Baker was a known lover of the color purple when he was alive, and his apparition similarly is known for being clad in purple as he darts through the lobby. Where he’s off to, no one knows, maybe down to the basement morgue…
Mysteries in the Morgue
Baker’s old hospital morgue in the hotel’s basement is another noted paranormal hotspot. A frequent stop on ghost tours of the hotel, the old morgue still shows off some old specimen containers and other mysterious medical artifacts from Baker’s time running the building.
It’s also an area where people report strange, overwhelming feelings of unease, and even mild sickness. Of course, these odd events quickly fade once people leave the area of the old morgue.

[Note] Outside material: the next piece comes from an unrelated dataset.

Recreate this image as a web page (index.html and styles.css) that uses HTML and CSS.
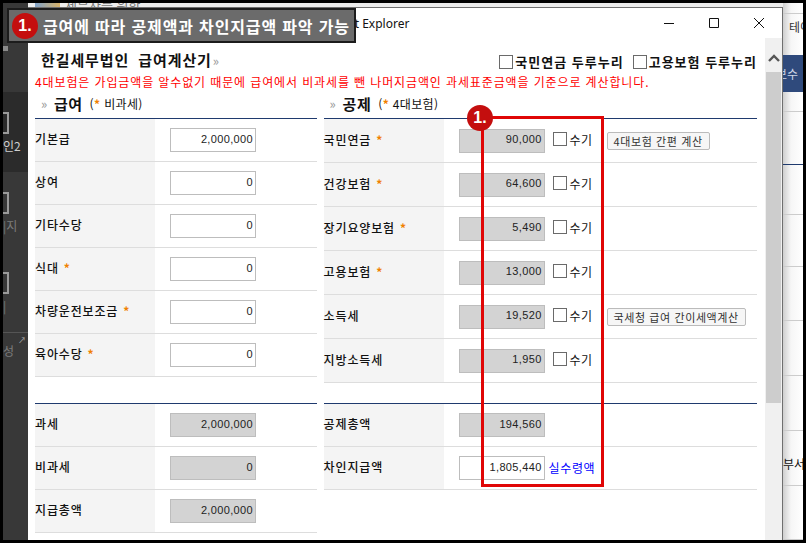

Crescent Hotel’s Spooky Nurse
Norman Baker isn’t the only supposed remnant of the hotel’s past as a cancer hospital. Some visitors claim to see the figure of a 1930s nurse pushing an old metal gurney through the hotel’s hallways. No one knows just who she is, but many have claimed to see her.
Plenty more, while not spotting her, have sworn they heard the sound of a metal gurney squeaking up and down the halls at night. Perhaps the spirit of this unknown nurse is stuck making her daily rounds forever.
The Haunted Hotel of Eureka Springs
The 1886 Crescent Hotel & Spa keeps busy as Eureka Springs’ most beloved historic hotel. While tourists are no longer visiting for the supposed curative properties of the local water, the small town offers plenty of things to entice visitors in need of a quiet, historic getaway down south.
Of course, the endless ghost stories help bring in more paranormal enthusiasts to the Crescent Hotel all the time.
Though you can’t book a full ghost hunt of the whole building (they are an active hotel, after all), Crescent Hotel offers a broad variety of ghost tours and ghost-centric stay packages for their especially spooky guests.
Whether you’re looking for a picturesque southern escape, or a scenic and haunting adventure, Crescent Hotel might be the place for you. Just don’t let the Victorian-era steward show you to your room, you’ll likely end up in the wrong one. Though if Morris the ghost cat beckons you, follow him. He might show you to hotspots only a General Manager would know.